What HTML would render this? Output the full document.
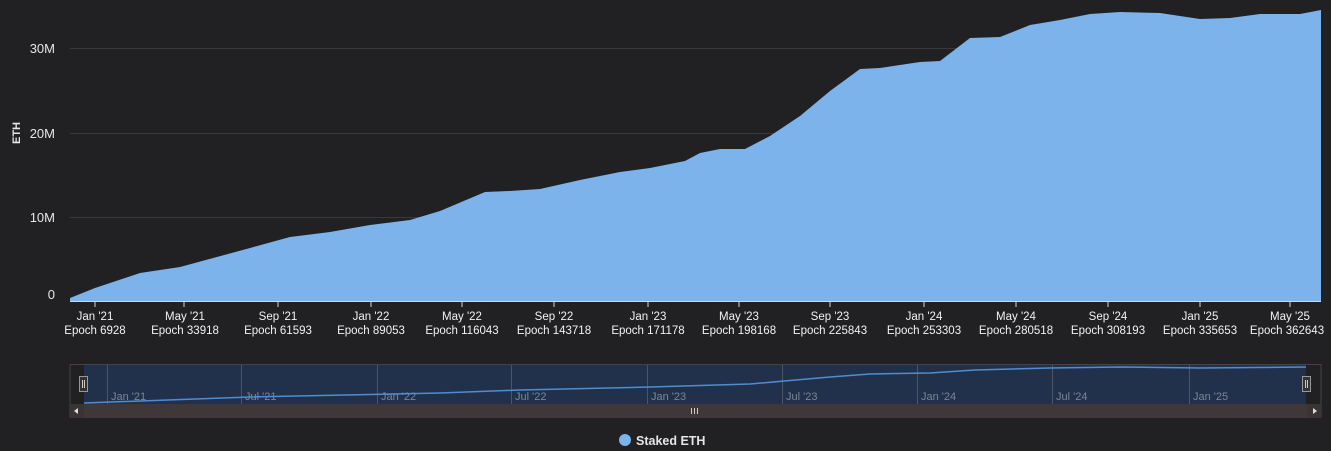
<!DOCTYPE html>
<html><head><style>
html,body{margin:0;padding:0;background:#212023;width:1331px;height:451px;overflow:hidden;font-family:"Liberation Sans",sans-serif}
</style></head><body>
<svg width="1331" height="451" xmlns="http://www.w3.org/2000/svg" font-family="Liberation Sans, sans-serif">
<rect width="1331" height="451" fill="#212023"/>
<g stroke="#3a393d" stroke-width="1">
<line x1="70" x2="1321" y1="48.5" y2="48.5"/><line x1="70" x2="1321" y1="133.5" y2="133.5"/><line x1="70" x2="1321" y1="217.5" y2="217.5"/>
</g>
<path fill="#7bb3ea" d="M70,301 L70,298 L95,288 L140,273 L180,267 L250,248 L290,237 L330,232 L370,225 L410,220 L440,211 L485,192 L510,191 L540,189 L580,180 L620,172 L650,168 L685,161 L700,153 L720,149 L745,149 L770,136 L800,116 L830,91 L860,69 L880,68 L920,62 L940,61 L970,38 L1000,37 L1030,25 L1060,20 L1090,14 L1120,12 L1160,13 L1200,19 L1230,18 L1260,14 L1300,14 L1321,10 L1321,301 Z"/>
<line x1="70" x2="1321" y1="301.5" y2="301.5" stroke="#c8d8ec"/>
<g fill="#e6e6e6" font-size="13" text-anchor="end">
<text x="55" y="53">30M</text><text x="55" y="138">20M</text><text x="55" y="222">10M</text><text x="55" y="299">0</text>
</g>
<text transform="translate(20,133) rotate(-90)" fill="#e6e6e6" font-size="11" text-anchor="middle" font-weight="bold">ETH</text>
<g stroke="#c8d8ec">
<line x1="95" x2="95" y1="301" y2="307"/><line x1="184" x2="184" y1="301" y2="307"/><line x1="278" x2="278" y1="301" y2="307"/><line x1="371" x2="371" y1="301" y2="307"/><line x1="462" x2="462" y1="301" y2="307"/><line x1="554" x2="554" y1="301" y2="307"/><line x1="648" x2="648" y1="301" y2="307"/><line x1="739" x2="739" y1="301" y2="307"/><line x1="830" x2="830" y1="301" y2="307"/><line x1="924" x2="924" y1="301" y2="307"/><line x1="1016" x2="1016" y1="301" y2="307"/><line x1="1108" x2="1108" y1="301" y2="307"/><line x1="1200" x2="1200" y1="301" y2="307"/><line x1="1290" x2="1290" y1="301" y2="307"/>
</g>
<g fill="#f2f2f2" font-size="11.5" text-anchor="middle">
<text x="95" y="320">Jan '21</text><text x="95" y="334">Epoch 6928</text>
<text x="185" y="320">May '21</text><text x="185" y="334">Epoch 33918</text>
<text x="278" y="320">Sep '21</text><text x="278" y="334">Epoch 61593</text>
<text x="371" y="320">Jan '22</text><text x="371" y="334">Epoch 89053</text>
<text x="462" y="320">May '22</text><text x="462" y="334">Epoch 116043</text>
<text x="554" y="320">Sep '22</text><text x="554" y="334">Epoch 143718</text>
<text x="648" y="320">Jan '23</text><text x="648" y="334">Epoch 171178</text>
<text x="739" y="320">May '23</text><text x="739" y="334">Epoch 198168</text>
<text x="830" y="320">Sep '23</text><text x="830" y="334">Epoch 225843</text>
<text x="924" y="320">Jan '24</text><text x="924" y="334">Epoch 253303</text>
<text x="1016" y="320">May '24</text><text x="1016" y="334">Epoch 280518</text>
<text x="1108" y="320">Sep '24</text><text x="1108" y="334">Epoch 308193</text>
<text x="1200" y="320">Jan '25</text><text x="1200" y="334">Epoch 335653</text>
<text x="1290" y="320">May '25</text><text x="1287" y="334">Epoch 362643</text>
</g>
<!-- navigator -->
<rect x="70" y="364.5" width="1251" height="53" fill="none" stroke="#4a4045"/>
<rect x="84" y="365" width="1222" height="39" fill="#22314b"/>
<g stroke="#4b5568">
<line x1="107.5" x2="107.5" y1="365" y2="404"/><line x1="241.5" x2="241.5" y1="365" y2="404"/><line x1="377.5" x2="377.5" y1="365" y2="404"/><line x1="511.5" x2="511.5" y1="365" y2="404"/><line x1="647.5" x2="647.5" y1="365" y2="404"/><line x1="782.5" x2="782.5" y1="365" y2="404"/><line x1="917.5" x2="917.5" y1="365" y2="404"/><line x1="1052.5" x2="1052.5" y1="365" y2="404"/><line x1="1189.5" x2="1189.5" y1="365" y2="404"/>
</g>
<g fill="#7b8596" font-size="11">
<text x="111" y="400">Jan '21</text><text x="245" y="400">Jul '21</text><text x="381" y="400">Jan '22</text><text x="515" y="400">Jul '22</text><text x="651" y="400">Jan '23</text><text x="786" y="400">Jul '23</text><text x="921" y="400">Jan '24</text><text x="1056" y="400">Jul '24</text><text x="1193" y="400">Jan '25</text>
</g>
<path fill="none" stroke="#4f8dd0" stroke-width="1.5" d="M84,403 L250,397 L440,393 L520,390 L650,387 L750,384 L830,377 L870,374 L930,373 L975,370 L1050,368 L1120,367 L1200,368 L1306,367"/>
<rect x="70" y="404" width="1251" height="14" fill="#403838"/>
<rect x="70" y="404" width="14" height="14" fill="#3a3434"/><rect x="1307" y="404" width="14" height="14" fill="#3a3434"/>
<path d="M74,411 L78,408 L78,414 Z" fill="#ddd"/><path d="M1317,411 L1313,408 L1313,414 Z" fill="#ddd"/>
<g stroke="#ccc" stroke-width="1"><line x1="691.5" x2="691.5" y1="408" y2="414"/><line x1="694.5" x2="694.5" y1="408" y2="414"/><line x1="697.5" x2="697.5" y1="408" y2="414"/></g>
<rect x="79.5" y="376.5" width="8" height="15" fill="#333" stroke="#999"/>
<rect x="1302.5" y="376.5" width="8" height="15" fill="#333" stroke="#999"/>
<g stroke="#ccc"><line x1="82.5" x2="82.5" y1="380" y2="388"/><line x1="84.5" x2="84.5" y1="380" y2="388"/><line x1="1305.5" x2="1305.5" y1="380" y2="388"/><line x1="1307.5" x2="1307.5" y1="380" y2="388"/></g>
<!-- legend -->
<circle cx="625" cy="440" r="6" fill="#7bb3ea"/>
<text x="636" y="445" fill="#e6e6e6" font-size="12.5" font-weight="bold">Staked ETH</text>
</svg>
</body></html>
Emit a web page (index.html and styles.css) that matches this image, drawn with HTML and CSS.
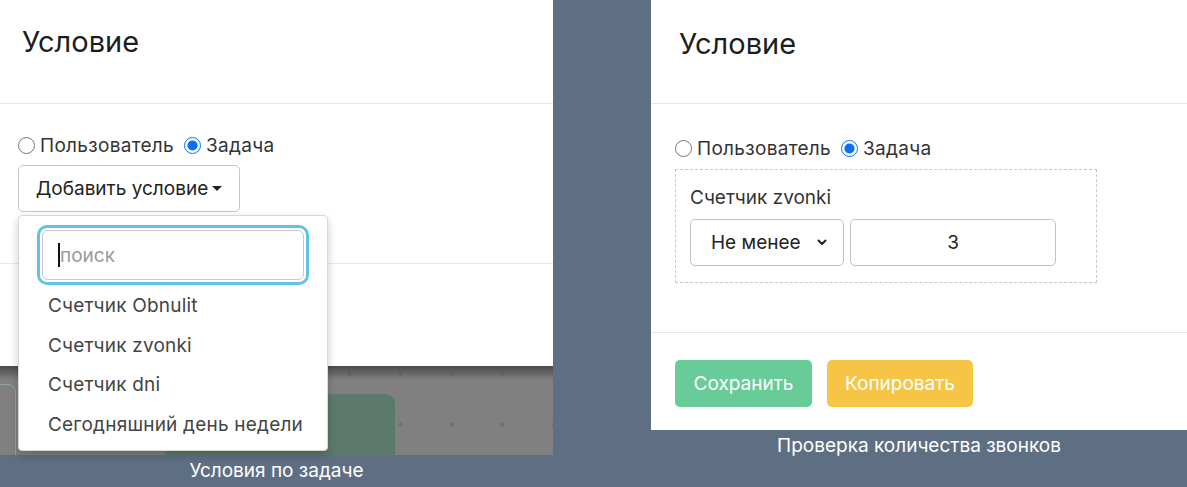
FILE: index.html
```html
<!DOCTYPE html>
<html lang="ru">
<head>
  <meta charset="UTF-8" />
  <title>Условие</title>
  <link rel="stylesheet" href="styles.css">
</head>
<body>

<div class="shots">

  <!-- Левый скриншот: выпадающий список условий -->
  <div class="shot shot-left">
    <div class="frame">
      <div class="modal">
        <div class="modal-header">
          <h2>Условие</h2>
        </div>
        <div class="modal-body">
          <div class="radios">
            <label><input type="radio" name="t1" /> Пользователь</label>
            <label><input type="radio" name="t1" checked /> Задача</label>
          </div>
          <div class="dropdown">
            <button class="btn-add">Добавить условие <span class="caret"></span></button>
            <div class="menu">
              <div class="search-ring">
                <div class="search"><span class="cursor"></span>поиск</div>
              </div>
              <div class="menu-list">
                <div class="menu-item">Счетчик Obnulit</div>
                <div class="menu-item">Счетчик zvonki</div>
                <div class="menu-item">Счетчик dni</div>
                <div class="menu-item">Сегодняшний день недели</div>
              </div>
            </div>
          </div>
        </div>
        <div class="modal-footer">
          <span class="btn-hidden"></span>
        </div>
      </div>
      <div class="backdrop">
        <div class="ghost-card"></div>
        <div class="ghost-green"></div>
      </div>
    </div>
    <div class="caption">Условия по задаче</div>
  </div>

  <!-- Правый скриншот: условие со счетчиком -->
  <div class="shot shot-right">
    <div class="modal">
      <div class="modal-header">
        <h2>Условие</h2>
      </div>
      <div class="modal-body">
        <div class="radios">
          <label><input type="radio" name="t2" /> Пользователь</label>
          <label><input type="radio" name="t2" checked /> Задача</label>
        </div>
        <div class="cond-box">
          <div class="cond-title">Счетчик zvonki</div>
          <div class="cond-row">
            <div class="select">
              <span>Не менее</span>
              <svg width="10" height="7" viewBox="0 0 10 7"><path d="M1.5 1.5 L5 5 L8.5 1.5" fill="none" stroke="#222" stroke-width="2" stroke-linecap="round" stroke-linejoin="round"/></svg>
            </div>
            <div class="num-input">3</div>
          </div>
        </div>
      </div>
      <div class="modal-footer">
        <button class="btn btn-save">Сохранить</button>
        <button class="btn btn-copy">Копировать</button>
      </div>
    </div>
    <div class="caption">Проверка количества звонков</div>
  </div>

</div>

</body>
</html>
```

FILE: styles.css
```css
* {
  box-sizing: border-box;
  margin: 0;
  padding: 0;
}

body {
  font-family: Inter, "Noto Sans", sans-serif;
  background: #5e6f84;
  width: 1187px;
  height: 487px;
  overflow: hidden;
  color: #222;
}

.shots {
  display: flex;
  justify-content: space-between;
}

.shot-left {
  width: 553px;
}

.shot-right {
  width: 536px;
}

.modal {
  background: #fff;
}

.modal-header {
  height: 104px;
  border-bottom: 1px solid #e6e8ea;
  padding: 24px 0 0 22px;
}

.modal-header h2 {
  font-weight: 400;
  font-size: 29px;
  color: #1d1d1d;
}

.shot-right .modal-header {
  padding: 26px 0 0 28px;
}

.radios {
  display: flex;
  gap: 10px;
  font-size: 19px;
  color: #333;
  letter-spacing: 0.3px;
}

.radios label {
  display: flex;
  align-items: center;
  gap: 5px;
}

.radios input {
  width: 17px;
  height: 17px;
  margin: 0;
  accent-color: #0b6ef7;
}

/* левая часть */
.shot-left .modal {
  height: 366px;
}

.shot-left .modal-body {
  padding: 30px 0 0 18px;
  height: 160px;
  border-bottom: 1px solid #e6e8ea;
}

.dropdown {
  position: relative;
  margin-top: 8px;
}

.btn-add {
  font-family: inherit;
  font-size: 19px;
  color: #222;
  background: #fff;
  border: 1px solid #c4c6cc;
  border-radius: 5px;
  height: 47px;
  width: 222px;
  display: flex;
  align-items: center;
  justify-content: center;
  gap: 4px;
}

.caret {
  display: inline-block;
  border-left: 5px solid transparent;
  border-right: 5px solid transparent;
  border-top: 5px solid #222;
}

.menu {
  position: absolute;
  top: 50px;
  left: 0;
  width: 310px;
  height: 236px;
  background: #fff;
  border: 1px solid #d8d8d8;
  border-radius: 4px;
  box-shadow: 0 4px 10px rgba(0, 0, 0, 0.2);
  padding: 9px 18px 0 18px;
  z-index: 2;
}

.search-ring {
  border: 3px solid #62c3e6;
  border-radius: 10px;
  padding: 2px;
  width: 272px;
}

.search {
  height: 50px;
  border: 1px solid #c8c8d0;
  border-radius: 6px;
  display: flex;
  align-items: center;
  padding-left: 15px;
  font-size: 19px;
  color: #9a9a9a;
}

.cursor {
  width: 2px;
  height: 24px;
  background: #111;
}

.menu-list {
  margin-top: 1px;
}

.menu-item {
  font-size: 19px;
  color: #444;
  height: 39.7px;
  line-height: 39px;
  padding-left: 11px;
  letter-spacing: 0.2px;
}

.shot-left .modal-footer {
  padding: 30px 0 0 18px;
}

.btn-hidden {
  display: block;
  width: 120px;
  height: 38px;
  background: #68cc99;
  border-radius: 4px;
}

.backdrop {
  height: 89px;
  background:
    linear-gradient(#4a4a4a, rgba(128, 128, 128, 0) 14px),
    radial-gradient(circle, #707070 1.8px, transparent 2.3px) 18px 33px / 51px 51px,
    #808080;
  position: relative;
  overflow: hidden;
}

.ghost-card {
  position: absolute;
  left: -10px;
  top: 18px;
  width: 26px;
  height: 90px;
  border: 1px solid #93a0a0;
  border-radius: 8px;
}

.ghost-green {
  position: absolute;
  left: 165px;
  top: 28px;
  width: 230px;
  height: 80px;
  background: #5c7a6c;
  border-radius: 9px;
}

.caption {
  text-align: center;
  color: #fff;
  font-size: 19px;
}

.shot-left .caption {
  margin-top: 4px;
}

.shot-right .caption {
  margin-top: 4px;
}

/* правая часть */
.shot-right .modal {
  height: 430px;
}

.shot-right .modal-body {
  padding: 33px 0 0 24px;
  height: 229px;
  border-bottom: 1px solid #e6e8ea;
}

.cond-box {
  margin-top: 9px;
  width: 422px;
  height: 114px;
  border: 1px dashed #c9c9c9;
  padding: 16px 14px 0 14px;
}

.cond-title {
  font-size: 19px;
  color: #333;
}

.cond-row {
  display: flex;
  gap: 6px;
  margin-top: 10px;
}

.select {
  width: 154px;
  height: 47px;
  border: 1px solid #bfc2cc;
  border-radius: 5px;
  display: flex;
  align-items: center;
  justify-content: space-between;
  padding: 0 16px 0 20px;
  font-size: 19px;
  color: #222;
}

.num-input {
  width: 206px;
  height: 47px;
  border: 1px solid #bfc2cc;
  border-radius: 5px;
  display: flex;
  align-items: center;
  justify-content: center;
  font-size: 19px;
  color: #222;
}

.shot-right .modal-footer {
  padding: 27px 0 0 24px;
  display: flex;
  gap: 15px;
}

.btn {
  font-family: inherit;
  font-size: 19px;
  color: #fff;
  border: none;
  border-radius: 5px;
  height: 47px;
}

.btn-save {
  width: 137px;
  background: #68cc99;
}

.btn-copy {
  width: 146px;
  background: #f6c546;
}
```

- EXERCISE BRIEF: Pick out and copy the lines of the material that include the word "index".

- FULL OUTPUT:
Emit a web page (index.html and styles.css) that matches this image, drawn with HTML and CSS.
FILE: index.html
  z-index: 2;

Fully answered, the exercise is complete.